Depois de os romanos virem, verem,
conquistarem e inevitavelmente perderem, a Lusitânia mudou de nome e lealdade inúmeras
vezes, dependendo do vento político do mês. As regiões montanhosas são assim:
de mente independente, espírito autónomo, teimosas até ao âmago. Porém, no século
IX, a paisagem política começou a estabilizar, ou relativamente, pelo menos,
dado que esta era a turbulenta Idade das Trevas, e fê-lo em torno de uma aldeia
apropriadamente chamada Cale. Cale situava-se na foz do rio Douro (rio de Ouro),
que corre para o oceano Atlântico no Norte do que é hoje Portugal. Os troianos foram
talvez um dos primeiros grupos a instalar-se em Cale, pois o nome deriva da palavra
grega kallis (belo), referindo-se à sinuosa beleza do fértil vale do Douro.
Dada a forma como os troianos passaram por esta região na sua viagem rumo à Grã-Bretanha,
a hipótese é consistente. Cale é também um etnónimo derivado da tribo celta
que se instalou na região, os callaici, cujo nome provém da fonte da sua
veneração, a deusa Cailleach, presente até hoje na tradição irlandesa. Assim, os
callaici ou gallaeci associaram o seu nome ao respectivo lar no
estuário, que se expandiu para Porto Cale (belo porto). O seu nome também se encontra
em regiões importantes localizadas ali perto: Gaia, Galiza, e mais tarde o gal
em Portugal. Mas estamos a adiantar-nos.
Com a evaporação dos lusitanos e
dos romanos, a história local torna-se tão fácil de explicar como o padrão de tráfego
dentro de um monte de térmitas. Em resumo, o Noroeste da Ibéria era geralmente conhecido
como Galiza. Algures por volta do ano 848, entre as muitas conquistas e
reconquistas que caracterizam a fluida estabilidade desta região, Porto Cale expande-se
de simples porto para a região de Portucale, uma faixa costeira entre os rios Douro
e Minho. O território de Portucale leva então uns duzentos anos a libertar-se do
jugo da Galiza; primeiro, passa a governo único no ano de 950, depois é governado
como feudo até 1050, mas vinte anos decorridos é reincorporado no reino da Galiza.

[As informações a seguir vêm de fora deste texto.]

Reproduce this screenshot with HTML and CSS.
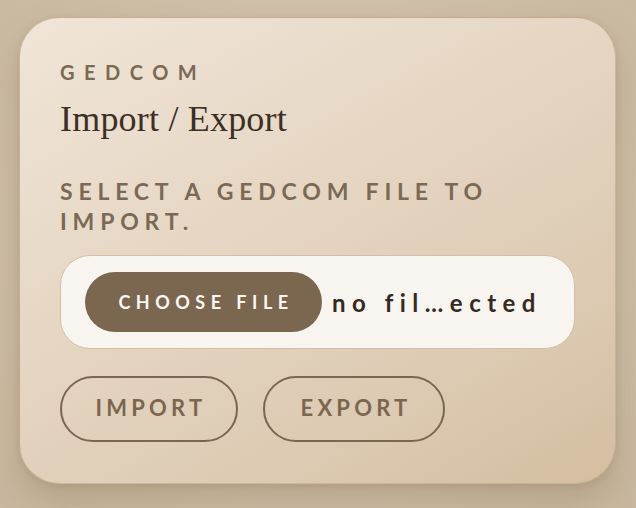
FILE: index.html
```html
<!DOCTYPE html>
<html lang="en">
<head>
<meta charset="utf-8">
<title>GEDCOM Import / Export</title>
<link rel="stylesheet" href="styles.css">
</head>
<body>
  <section class="card">
    <div class="eyebrow">GEDCOM</div>
    <h1 class="title">Import / Export</h1>
    <p class="label">Select a GEDCOM file to import.</p>
    <div class="file-box">
      <span class="choose-btn">Choose File</span>
      <span class="file-name">no fil…ected</span>
    </div>
    <div class="actions">
      <button class="outline-btn btn-import">Import</button>
      <button class="outline-btn btn-export">Export</button>
    </div>
  </section>
</body>
</html>
```

FILE: styles.css
```css
html, body {
  margin: 0;
  padding: 0;
}

body {
  width: 636px;
  height: 508px;
  overflow: hidden;
  background: radial-gradient(ellipse at 50% 45%, #d9cbb6 0%, #cfc0a9 60%, #c8b89f 100%);
  font-family: Lato, "Open Sans", sans-serif;
  padding: 17px 20px 0 19px;
  box-sizing: border-box;
}

.card {
  width: 597px;
  height: 467px;
  box-sizing: border-box;
  border-radius: 40px;
  border: 1px solid rgba(176, 150, 118, 0.55);
  background: linear-gradient(150deg, #f0e5d8 0%, #e6d7c4 40%, #dccab2 75%, #d5bd9f 100%);
  box-shadow: 0 18px 36px rgba(120, 96, 62, 0.28), 0 2px 6px rgba(120, 96, 62, 0.15);
  padding: 42px 40px 0 40px;
}

.eyebrow {
  font-size: 20px;
  line-height: 24px;
  font-weight: 700;
  letter-spacing: 9.5px;
  color: #7a6a55;
}

.title {
  margin: 14px 0 0 0;
  font-family: "Liberation Serif", serif;
  font-weight: 400;
  font-size: 36px;
  line-height: 42px;
  color: #3b2f26;
  letter-spacing: 0.2px;
}

.label {
  margin: 36px 0 0 0;
  font-size: 23px;
  line-height: 30px;
  font-weight: 700;
  letter-spacing: 5.8px;
  text-transform: uppercase;
  color: #7a6a55;
}

.file-box {
  margin-top: 19px;
  height: 94px;
  box-sizing: border-box;
  border: 1.5px solid #d3bfa6;
  border-radius: 30px;
  background: #f8f4ef;
  display: flex;
  align-items: center;
  padding: 0 24px;
  gap: 10px;
}

.choose-btn {
  width: 237px;
  height: 60px;
  border-radius: 30px;
  background: #7b6750;
  color: #fbf7f2;
  display: flex;
  align-items: center;
  justify-content: center;
  font-size: 18px;
  font-weight: 700;
  letter-spacing: 5.5px;
  padding-left: 5px;
  box-sizing: border-box;
  text-transform: uppercase;
  flex: none;
}

.file-name {
  font-size: 24px;
  font-weight: 700;
  letter-spacing: 6.5px;
  color: #352a22;
  white-space: nowrap;
}

.actions {
  margin-top: 27px;
  display: flex;
  gap: 25px;
}

.outline-btn {
  height: 66px;
  box-sizing: border-box;
  border: 2px solid #7b6750;
  border-radius: 33px;
  background: transparent;
  color: #7b6750;
  font-family: Lato, "Open Sans", sans-serif;
  font-size: 22px;
  font-weight: 700;
  letter-spacing: 4.2px;
  text-transform: uppercase;
  padding: 0 0 3px 4px;
  cursor: pointer;
}

.btn-import {
  width: 178px;
}

.btn-export {
  width: 182px;
}
```
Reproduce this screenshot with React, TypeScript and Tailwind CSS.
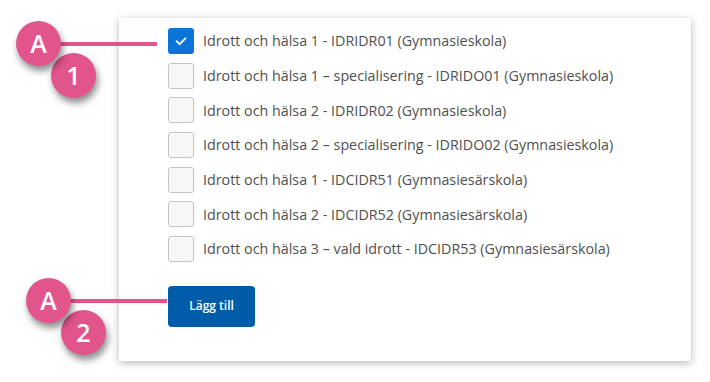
const courses = [
  { label: 'Idrott och hälsa 1 - IDRIDR01 (Gymnasieskola)', checked: true },
  { label: 'Idrott och hälsa 1 – specialisering - IDRIDO01 (Gymnasieskola)', checked: false },
  { label: 'Idrott och hälsa 2 - IDRIDR02 (Gymnasieskola)', checked: false },
  { label: 'Idrott och hälsa 2 – specialisering - IDRIDO02 (Gymnasieskola)', checked: false },
  { label: 'Idrott och hälsa 1 - IDCIDR51 (Gymnasiesärskola)', checked: false },
  { label: 'Idrott och hälsa 2 - IDCIDR52 (Gymnasiesärskola)', checked: false },
  { label: 'Idrott och hälsa 3 – vald idrott - IDCIDR53 (Gymnasiesärskola)', checked: false },
];

function Bubble({ text, className }: { text: string; className: string }) {
  return (
    <div
      className={`absolute flex h-[45px] w-[45px] items-center justify-center rounded-full bg-[#e2548c] text-[25px] font-semibold text-white shadow-[2px_5px_7px_rgba(0,0,0,0.45)] ${className}`}
    >
      {text}
    </div>
  );
}

// A-bubble + number bubble + line to the target
function Marker({ top, left, width, num }: { top: number; left: number; width: number; num: string }) {
  return (
    <div className="absolute" style={{ top, left }}>
      <div className="absolute left-[20px] top-[-2px] h-[4px] bg-[#e2548c]" style={{ width }} />
      <Bubble text={num} className="left-[12px] top-[9px]" />
      <Bubble text="A" className="left-[-23px] top-[-23px]" />
    </div>
  );
}

export default function App() {
  return (
    <div
      className="relative h-[382px] w-[710px] overflow-hidden bg-white"
      style={{ fontFamily: '"Open Sans", "Noto Sans", sans-serif' }}
    >
      <div className="ml-[119px] mt-[18px] h-[343px] w-[572px] bg-white pl-[49px] pt-[10px] shadow-[0_2px_8px_rgba(0,0,0,0.28)]">
        <div className="flex flex-col gap-[8.67px]">
          {courses.map((c) => (
            <label key={c.label} className="flex h-[26px] items-center gap-[9px]">
              {c.checked ? (
                <span className="flex h-[26px] w-[26px] items-center justify-center rounded-[3px] bg-[#0a74d9]">
                  <svg width="12" height="9" viewBox="0 0 12 9" fill="none">
                    <path d="M1.5 4.2 4.6 7.2 10.5 1.3" stroke="white" strokeWidth="1.8" strokeLinecap="round" strokeLinejoin="round" />
                  </svg>
                </span>
              ) : (
                <span className="h-[26px] w-[26px] rounded-[3px] border border-[#c4c4c4] bg-[#f7f7f7]" />
              )}
              <span className="text-[14.3px] text-[#505050]">{c.label}</span>
            </label>
          ))}
        </div>
        <button className="mt-[24px] h-[41px] w-[87px] rounded-[4px] bg-[#005ba8] text-[12px] font-semibold text-white">
          Lägg till
        </button>
      </div>

      <Marker top={44} left={39} width={98} num="1" />
      <Marker top={301} left={49} width={98} num="2" />
    </div>
  );
}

Por volta de 1083, só para acrescentar mais ingredientes a esta complexa caldeirada,
dois primos da Casa de Borgonha chegam de Dijon a cavalo.
Os dois cavaleiros nobres, Henrique
e o seu distante, mas muito mais ambicioso, primo Raimundo, filho de Guilherme,
o Grande, conde da Borgonha, partiram para o Norte da Ibéria a pedido de
Afonso VI, rei de Castela e Leão, Galiza e Portucale. Cognominado o Bravo,
Afonso VI atribuíra a si mesmo a ingrata tarefa de integrar todos os diferentes
reinos espanhóis, metade dos quais sob domínio muçulmano, tal como partes das suas
províncias. Mas, embora isto exigisse combater os sarracenos, mouros e outros árabes,
Afonso VI parece ter sido um governante algo iluminado, pois não fez julgamentos
generalizados sobre os inimigos. Continuou a oferecer protecção aos muçulmanos
no seu território, cunhou moedas em árabe e admitiu na sua cama a princesa refugiada
muçulmana Zaida de Sevilha». In Freddy Silva, Portugal, a Primeira Nação
Templária, 2017, Alma dos Livros, 2018, ISBN 978-989-890-700-4.